More specifically, the bill—dubbed “Pods Are Plastic”—proposed a ban on dishwashing and laundry detergent pods coated in polyvinyl alcohol, or PVA, a type of plastic that disintegrates when submerged in water. Laundry and soap companies have long argued that the PVA coating is totally safe and 100% biodegradable, but proponents of the bill say that neither of those claims is true.
“Products and profit should not come at the expense of the environment,” Sarah Paiji Yoo, co-founder of a plastic-free cleaning product company called Blueland, said in a statement. Blueland, which manufactures PVA-free laundry and dishwasher tablets, helped write the bill and has been a vocal critic of PVA for years. In 2022, the company helped pen a petition asking the EPA to remove PVA from a list of chemicals it has deemed safe to use. (The EPA rejected the request last year.)

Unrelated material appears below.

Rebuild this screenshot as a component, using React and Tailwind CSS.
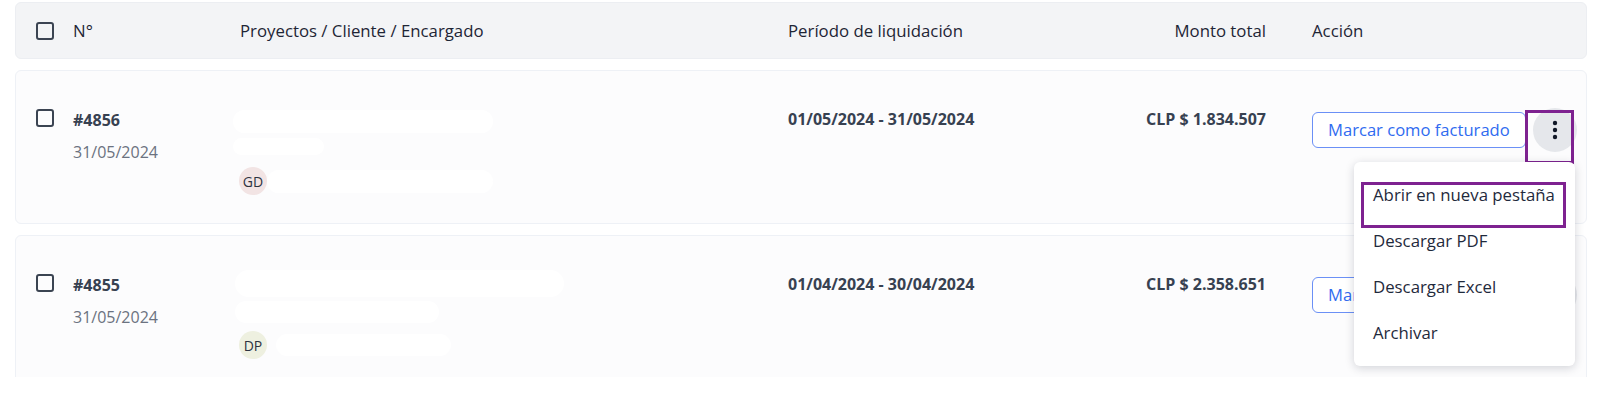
// Liquidaciones table with open row menu

const Checkbox = ({ className = '' }) => (
  <span className={`block w-[18px] h-[18px] rounded-[3px] border-2 border-[#3b4452] ${className}`} />
);

const Blob = ({ className = '' }) => <div className={`rounded-full bg-white ${className}`} />;

function Row({ n, date, period, amount, avatar, avatarBg, blobs }) {
  return (
    <div className="flex h-[154px] rounded-md border border-[#eef1f6] bg-[#fcfcfd] pl-[20px] pt-[36px]">
      <div className="w-[37px] shrink-0 pt-[2px]">
        <Checkbox />
      </div>
      <div className="w-[167px] shrink-0">
        <div className="mt-[1px] text-[16px] leading-[24px] font-bold text-[#374151]">{n}</div>
        <div className="mt-[8px] text-[16px] leading-[24px] text-[#6b7280]">{date}</div>
      </div>
      <div className="w-[548px] shrink-0">
        <Blob className={blobs[0]} />
        <Blob className={blobs[1]} />
        <div className={`flex items-center ${blobs[2]}`}>
          <span className={`-ml-px flex h-[28px] w-[28px] items-center justify-center rounded-full text-[14px] text-[#2d3340] ${avatarBg}`}>
            {avatar}
          </span>
          <Blob className={blobs[3]} />
        </div>
      </div>
      <div className="w-[292px] shrink-0 text-[16px] leading-[24px] font-bold text-[#374151]">{period}</div>
      <div className="w-[186px] shrink-0 text-right text-[16px] leading-[24px] font-bold text-[#374151]">{amount}</div>
      <div className="ml-[46px] flex items-start">
        <button className="mt-[5px] h-[36px] rounded-md border border-[#6b90f6] bg-white px-[15px] text-[16.6px] text-[#2f6bf0]">
          Marcar como facturado
        </button>
        <span className="ml-[7px] mt-[1px] flex h-[44px] w-[44px] items-center justify-center rounded-full bg-[#e5e7eb]">
          <svg width="6" height="20" viewBox="0 0 6 20" fill="#111827">
            <circle cx="3" cy="3" r="2.2" />
            <circle cx="3" cy="10" r="2.2" />
            <circle cx="3" cy="17" r="2.2" />
          </svg>
        </span>
      </div>
    </div>
  );
}

export default function App() {
  const items = ['Abrir en nueva pestaña', 'Descargar PDF', 'Descargar Excel', 'Archivar'];

  return (
    <div className="relative h-[377px] overflow-hidden bg-white pl-[15px] pr-[13px] pt-[2px] font-['Open_Sans',sans-serif]">
      {/* Header */}
      <div className="flex h-[57px] items-center rounded-md border border-[#eceef2] bg-[#f3f4f6] pl-[20px] text-[16.8px] text-[#1e2535]">
        <div className="w-[37px] shrink-0">
          <Checkbox />
        </div>
        <div className="w-[167px] shrink-0">N°</div>
        <div className="w-[548px] shrink-0">Proyectos / Cliente / Encargado</div>
        <div className="w-[292px] shrink-0">Período de liquidación</div>
        <div className="w-[186px] shrink-0 text-right">Monto total</div>
        <div className="ml-[46px]">Acción</div>
      </div>

      <div className="mt-[11px] flex flex-col gap-[11px]">
        <Row
          n="#4856"
          date="31/05/2024"
          period="01/05/2024 - 31/05/2024"
          amount="CLP $ 1.834.507"
          avatar="GD"
          avatarBg="bg-[#f2e4e4]"
          blobs={['mt-[3px] -ml-[7px] h-[23px] w-[260px]', 'mt-[5px] -ml-[7px] h-[17px] w-[91px]', 'mt-[12px]', 'h-[23px] w-[226px]']}
        />
        <Row
          n="#4855"
          date="31/05/2024"
          period="01/04/2024 - 30/04/2024"
          amount="CLP $ 2.358.651"
          avatar="DP"
          avatarBg="bg-[#eef0e0]"
          blobs={['-mt-[2px] -ml-[5px] h-[27px] w-[329px]', 'mt-[4px] -ml-[5px] h-[22px] w-[204px]', 'mt-[8px]', 'ml-[9px] h-[22px] w-[175px]']}
        />
      </div>

      {/* Highlight around kebab */}
      <div className="absolute left-[1525px] top-[110px] h-[54px] w-[49px] border-[3px] border-[#7e2290]" />

      {/* Dropdown menu */}
      <div className="absolute left-[1354px] top-[162px] w-[221px] rounded-md bg-white py-[10px] shadow-[0_2px_10px_rgba(15,23,42,0.18)]">
        {items.map((label) => (
          <div key={label} className="flex h-[46px] items-center px-[19px] text-[16.8px] text-[#1f2a3c]">
            {label}
          </div>
        ))}
        <div className="absolute left-[7px] top-[20px] h-[46px] w-[205px] border-[3px] border-[#7e2290]" />
      </div>
    </div>
  );
}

The Pods Are Plastic bill faces uncertain prospects in the New York City Council. If it does pass, however, it will only go a short way toward mitigating laundry-related microplastic pollution. Research suggests that billions of plastic microfibres shear off of our clothing every day—when we wear them, when we wash and dry them. And even more microplastics are released upstream, when clothes are manufactured.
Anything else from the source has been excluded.